No caso em apreciação antes da escritura havia sinais de entrada de humidade no local: perto da janela, piso com água, cheiro a humidade, infiltrações nas paredes e, por outro, pelo menos uma explicação da Ré vendedora (vizinho que tinha partido janela por onde entrou água). Ora, se é certo que os sinais são potencialmente reveladores de que há um problema com a zona em causa relativamente a infiltração de água/humidade, também é certo que, por um lado, esses sinais não são totalmente excludentes das explicações dadas pelo vendedor e, por outro, desconhece-se a real extensão da infiltração de água. Não se sabe quanta água estava infiltrada porque estaria escondida debaixo do piso e atrás da pedra que revestia a parede. Quando o procurador do comprador suscitou dúvidas, o vendedor tinha de esclarecer a situação e fê-lo, apresentando uma justificação. E, eventualmente para um comprador menos experiente, ela pode ser convincente: entrou água porque uma janela se partiu e foi-se acumulando, acrescendo que se menciona que o vizinho responsável por essa situação teria assumido a reparação. Aceitando o comprador essa explicação, tal não significa que tenha aceite um defeito de modo esclarecido pois, desde logo, o mesmo não é aparente na sua totalidade já que seria necessário indagar se a água entrava por algum outro local, mormente pelo exterior ou pelo interior, escorrendo pelas janelas, direta ou indiretamente, caindo para o piso. O que o comprador (através do seu procurador) sabia era que existiam vestígios de água e cheiro a humidade, mas não podia saber o que se passava atrás da pedra ornamental ou pelo exterior, sendo necessário a remoção e/ou análise desses locais.

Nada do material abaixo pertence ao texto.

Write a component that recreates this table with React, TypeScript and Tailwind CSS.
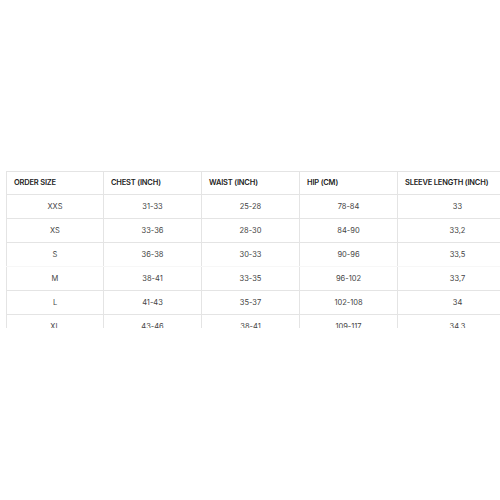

Por outro lado, a explicação do vendedor, podendo ser verdadeira, vem a verificar-se não o ser e não sendo verdadeira acaba por se ter uma situação em que o comprador de um imóvel o adquire, visionando apenas parte do problema, e com uma explicação não comprovada dada pelo vendedor, o que não pode, na opinião do Tribunal, significar que se está perante um reconhecimento esclarecido de um defeito que já não poderá ser posteriormente invocado.
Conclui assim o Tribunal que se está perante um defeito oculto e que o vendedor é obrigado a reparar os defeitos verificados e a pagar uma indemnização ao comprador pelos danos sofridos.